— Start of MATERIAL FOR THE TASK —

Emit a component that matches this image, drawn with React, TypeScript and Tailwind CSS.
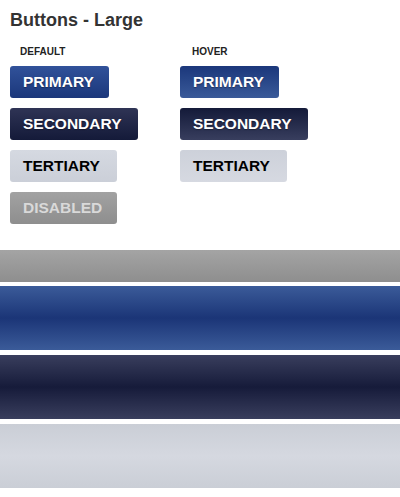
const font = { fontFamily: '"Liberation Sans", Arial, sans-serif' };

type Kind = 'primary' | 'secondary' | 'tertiary' | 'disabled';

const buttonStyles: Record<Kind, { normal: string; hover: string; width: string }> = {
  primary: {
    normal: 'bg-gradient-to-b from-[#31529a] to-[#1b377b] text-white',
    hover: 'bg-gradient-to-b from-[#1b377b] to-[#3a5a99] text-white',
    width: 'w-[99px]',
  },
  secondary: {
    normal: 'bg-gradient-to-b from-[#2f3455] to-[#141a39] text-white',
    hover: 'bg-gradient-to-b from-[#141a39] to-[#383e5e] text-white',
    width: 'w-[128px]',
  },
  tertiary: {
    normal: 'bg-gradient-to-b from-[#d5d9e1] to-[#cbcfd8] text-black',
    hover: 'bg-gradient-to-b from-[#cdd1da] to-[#d6d9e1] text-black',
    width: 'w-[107px]',
  },
  disabled: {
    normal: 'bg-gradient-to-b from-[#a2a2a2] to-[#8e8e8e] text-[#d9d9d9]',
    hover: 'bg-gradient-to-b from-[#a2a2a2] to-[#8e8e8e] text-[#d9d9d9]',
    width: 'w-[107px]',
  },
};

function Btn({ kind, hover, label }: { kind: Kind; hover?: boolean; label: string }) {
  const s = buttonStyles[kind];
  const dark = kind === 'primary' || kind === 'secondary';
  return (
    <div
      className={`${s.width} ${hover ? s.hover : s.normal} h-[32px] rounded-[3px] flex items-center pl-[13px] text-[15.5px] font-bold leading-none ${dark ? '[text-shadow:0_1px_1px_rgba(0,0,0,0.35)]' : ''}`}
    >
      {label}
    </div>
  );
}

export default function App() {
  return (
    <div className="w-[400px] h-[497px] bg-white overflow-hidden" style={font}>
      {/* Title */}
      <div className="pt-[11px] pl-[10px] text-[18px] leading-[18px] font-bold text-[#333333]">
        Buttons - Large
      </div>

      {/* Button grid */}
      <div className="grid grid-cols-[170px_170px] pl-[10px] mt-[18px]">
        <div className="flex flex-col">
          <div className="pl-[10px] text-[10px] leading-[10px] font-bold text-[#222222]">DEFAULT</div>
          <div className="flex flex-col gap-[10px] mt-[9px]">
            <Btn kind="primary" label="PRIMARY" />
            <Btn kind="secondary" label="SECONDARY" />
            <Btn kind="tertiary" label="TERTIARY" />
            <Btn kind="disabled" label="DISABLED" />
          </div>
        </div>
        <div className="flex flex-col">
          <div className="pl-[12px] text-[10px] leading-[10px] font-bold text-[#222222]">HOVER</div>
          <div className="flex flex-col gap-[10px] mt-[9px]">
            <Btn kind="primary" hover label="PRIMARY" />
            <Btn kind="secondary" hover label="SECONDARY" />
            <Btn kind="tertiary" hover label="TERTIARY" />
          </div>
        </div>
      </div>

      {/* Background swatches */}
      <div className="mt-[26px] flex flex-col">
        <div className="h-[32px] bg-gradient-to-b from-[#a4a4a4] to-[#8e8e8e]" />
        <div className="h-[64px] mt-[4px] bg-[linear-gradient(to_bottom,#3b5b99_0%,#1b3577_50%,#3b5b99_100%)]" />
        <div className="h-[64px] mt-[5px] bg-[linear-gradient(to_bottom,#393e5d_0%,#161b3a_50%,#393e5d_100%)]" />
        <div className="h-[64px] mt-[5px] bg-[linear-gradient(to_bottom,#caced6_0%,#d5d8e0_50%,#caced6_100%)]" />
      </div>
    </div>
  );
}
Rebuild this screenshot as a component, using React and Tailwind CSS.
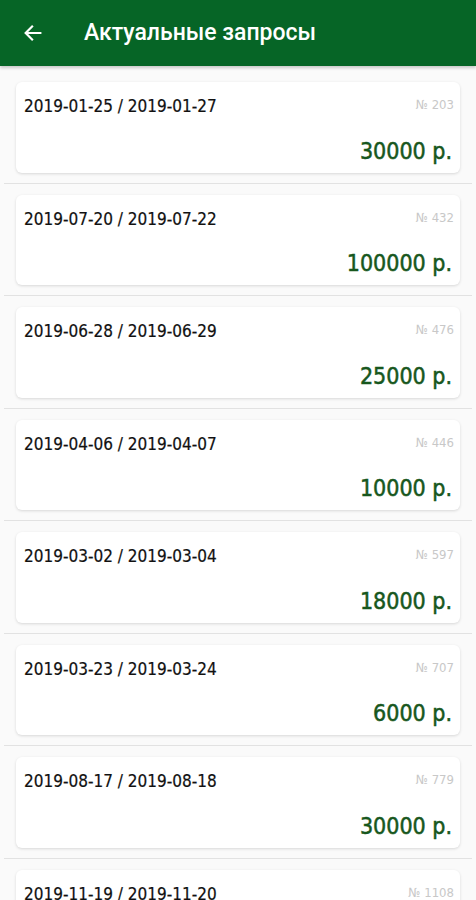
const items = [
  { from: '2019-01-25', to: '2019-01-27', num: 203, sum: 30000 },
  { from: '2019-07-20', to: '2019-07-22', num: 432, sum: 100000 },
  { from: '2019-06-28', to: '2019-06-29', num: 476, sum: 25000 },
  { from: '2019-04-06', to: '2019-04-07', num: 446, sum: 10000 },
  { from: '2019-03-02', to: '2019-03-04', num: 597, sum: 18000 },
  { from: '2019-03-23', to: '2019-03-24', num: 707, sum: 6000 },
  { from: '2019-08-17', to: '2019-08-18', num: 779, sum: 30000 },
  { from: '2019-11-19', to: '2019-11-20', num: 1108, sum: 12000 },
]

const cond = { fontFamily: '"DejaVu Sans Condensed", "Liberation Sans Narrow", "Roboto Condensed", Roboto, sans-serif' }

function RequestCard({ item }) {
  return (
    <div>
      <div className="mx-4 mt-[11px] mb-[10px] h-[90.5px] bg-white rounded-md shadow-[0_1px_3px_rgba(0,0,0,0.14)] pl-2 pr-[6px] pt-[13px] pb-[8px] flex flex-col justify-between">
        <div className="flex justify-between items-start">
          <span className="text-[17px] leading-[22px] text-[#111] [-webkit-text-stroke:0.2px_#111]" style={cond}>
            {item.from} / {item.to}
          </span>
          <span className="text-[13px] leading-[16px] text-[#c8c8c8] pt-[2px]" style={cond}>№ {item.num}</span>
        </div>
        <div className="text-right pr-[2px] text-[23px] leading-[28px] text-[#17571d] [-webkit-text-stroke:0.5px_#17571d]" style={cond}>
          {item.sum} р.
        </div>
      </div>
      <div className="mx-1 h-px bg-[#e2e2e2]" />
    </div>
  )
}

export default function App() {
  return (
    <div className="w-[476px] h-[900px] overflow-hidden bg-[#fafafa]" style={{ fontFamily: 'Roboto, sans-serif' }}>
      <div className="h-[66px] bg-[#066526] flex items-center shadow-[0_2px_3px_rgba(0,0,0,0.2)] relative z-10">
        <div className="w-[84px] pl-[22px] flex items-center">
          <svg width="22" height="22" viewBox="0 0 24 24" fill="none" stroke="white" strokeWidth="2.4" strokeLinecap="square">
            <path d="M20 12H5M11 5l-7 7 7 7" />
          </svg>
        </div>
        <h1 className="text-white text-[23px] font-medium">Актуальные запросы</h1>
      </div>
      <div className="pt-[5px]">
        {items.map((it) => (
          <RequestCard key={it.num} item={it} />
        ))}
      </div>
    </div>
  )
}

— End of MATERIAL FOR THE TASK —

■ **SHORT PROBLEM**
Without including any pictures, please restate all the records exactly.

■ **REPLY**
Emit a component that matches this image, drawn with React, TypeScript and Tailwind CSS.
const font = { fontFamily: '"Liberation Sans", Arial, sans-serif' };

type Kind = 'primary' | 'secondary' | 'tertiary' | 'disabled';

const buttonStyles: Record<Kind, { normal: string; hover: string; width: string }> = {
  primary: {
    normal: 'bg-gradient-to-b from-[#31529a] to-[#1b377b] text-white',
    hover: 'bg-gradient-to-b from-[#1b377b] to-[#3a5a99] text-white',
    width: 'w-[99px]',
  },
  secondary: {
    normal: 'bg-gradient-to-b from-[#2f3455] to-[#141a39] text-white',
    hover: 'bg-gradient-to-b from-[#141a39] to-[#383e5e] text-white',
    width: 'w-[128px]',
  },
  tertiary: {
    normal: 'bg-gradient-to-b from-[#d5d9e1] to-[#cbcfd8] text-black',
    hover: 'bg-gradient-to-b from-[#cdd1da] to-[#d6d9e1] text-black',
    width: 'w-[107px]',
  },
  disabled: {
    normal: 'bg-gradient-to-b from-[#a2a2a2] to-[#8e8e8e] text-[#d9d9d9]',
    hover: 'bg-gradient-to-b from-[#a2a2a2] to-[#8e8e8e] text-[#d9d9d9]',
    width: 'w-[107px]',
  },
};

function Btn({ kind, hover, label }: { kind: Kind; hover?: boolean; label: string }) {
  const s = buttonStyles[kind];
  const dark = kind === 'primary' || kind === 'secondary';
  return (
    <div
      className={`${s.width} ${hover ? s.hover : s.normal} h-[32px] rounded-[3px] flex items-center pl-[13px] text-[15.5px] font-bold leading-none ${dark ? '[text-shadow:0_1px_1px_rgba(0,0,0,0.35)]' : ''}`}
    >
      {label}
    </div>
  );
}

export default function App() {
  return (
    <div className="w-[400px] h-[497px] bg-white overflow-hidden" style={font}>
      {/* Title */}
      <div className="pt-[11px] pl-[10px] text-[18px] leading-[18px] font-bold text-[#333333]">
        Buttons - Large
      </div>

      {/* Button grid */}
      <div className="grid grid-cols-[170px_170px] pl-[10px] mt-[18px]">
        <div className="flex flex-col">
          <div className="pl-[10px] text-[10px] leading-[10px] font-bold text-[#222222]">DEFAULT</div>
          <div className="flex flex-col gap-[10px] mt-[9px]">
            <Btn kind="primary" label="PRIMARY" />
            <Btn kind="secondary" label="SECONDARY" />
            <Btn kind="tertiary" label="TERTIARY" />
            <Btn kind="disabled" label="DISABLED" />
          </div>
        </div>
        <div className="flex flex-col">
          <div className="pl-[12px] text-[10px] leading-[10px] font-bold text-[#222222]">HOVER</div>
          <div className="flex flex-col gap-[10px] mt-[9px]">
            <Btn kind="primary" hover label="PRIMARY" />
            <Btn kind="secondary" hover label="SECONDARY" />
            <Btn kind="tertiary" hover label="TERTIARY" />
          </div>
        </div>
      </div>

      {/* Background swatches */}
      <div className="mt-[26px] flex flex-col">
        <div className="h-[32px] bg-gradient-to-b from-[#a4a4a4] to-[#8e8e8e]" />
        <div className="h-[64px] mt-[4px] bg-[linear-gradient(to_bottom,#3b5b99_0%,#1b3577_50%,#3b5b99_100%)]" />
        <div className="h-[64px] mt-[5px] bg-[linear-gradient(to_bottom,#393e5d_0%,#161b3a_50%,#393e5d_100%)]" />
        <div className="h-[64px] mt-[5px] bg-[linear-gradient(to_bottom,#caced6_0%,#d5d8e0_50%,#caced6_100%)]" />
      </div>
    </div>
  );
}
Rebuild this screenshot as a component, using React and Tailwind CSS.
const items = [
  { from: '2019-01-25', to: '2019-01-27', num: 203, sum: 30000 },
  { from: '2019-07-20', to: '2019-07-22', num: 432, sum: 100000 },
  { from: '2019-06-28', to: '2019-06-29', num: 476, sum: 25000 },
  { from: '2019-04-06', to: '2019-04-07', num: 446, sum: 10000 },
  { from: '2019-03-02', to: '2019-03-04', num: 597, sum: 18000 },
  { from: '2019-03-23', to: '2019-03-24', num: 707, sum: 6000 },
  { from: '2019-08-17', to: '2019-08-18', num: 779, sum: 30000 },
  { from: '2019-11-19', to: '2019-11-20', num: 1108, sum: 12000 },
]

const cond = { fontFamily: '"DejaVu Sans Condensed", "Liberation Sans Narrow", "Roboto Condensed", Roboto, sans-serif' }

function RequestCard({ item }) {
  return (
    <div>
      <div className="mx-4 mt-[11px] mb-[10px] h-[90.5px] bg-white rounded-md shadow-[0_1px_3px_rgba(0,0,0,0.14)] pl-2 pr-[6px] pt-[13px] pb-[8px] flex flex-col justify-between">
        <div className="flex justify-between items-start">
          <span className="text-[17px] leading-[22px] text-[#111] [-webkit-text-stroke:0.2px_#111]" style={cond}>
            {item.from} / {item.to}
          </span>
          <span className="text-[13px] leading-[16px] text-[#c8c8c8] pt-[2px]" style={cond}>№ {item.num}</span>
        </div>
        <div className="text-right pr-[2px] text-[23px] leading-[28px] text-[#17571d] [-webkit-text-stroke:0.5px_#17571d]" style={cond}>
          {item.sum} р.
        </div>
      </div>
      <div className="mx-1 h-px bg-[#e2e2e2]" />
    </div>
  )
}

export default function App() {
  return (
    <div className="w-[476px] h-[900px] overflow-hidden bg-[#fafafa]" style={{ fontFamily: 'Roboto, sans-serif' }}>
      <div className="h-[66px] bg-[#066526] flex items-center shadow-[0_2px_3px_rgba(0,0,0,0.2)] relative z-10">
        <div className="w-[84px] pl-[22px] flex items-center">
          <svg width="22" height="22" viewBox="0 0 24 24" fill="none" stroke="white" strokeWidth="2.4" strokeLinecap="square">
            <path d="M20 12H5M11 5l-7 7 7 7" />
          </svg>
        </div>
        <h1 className="text-white text-[23px] font-medium">Актуальные запросы</h1>
      </div>
      <div className="pt-[5px]">
        {items.map((it) => (
          <RequestCard key={it.num} item={it} />
        ))}
      </div>
    </div>
  )
}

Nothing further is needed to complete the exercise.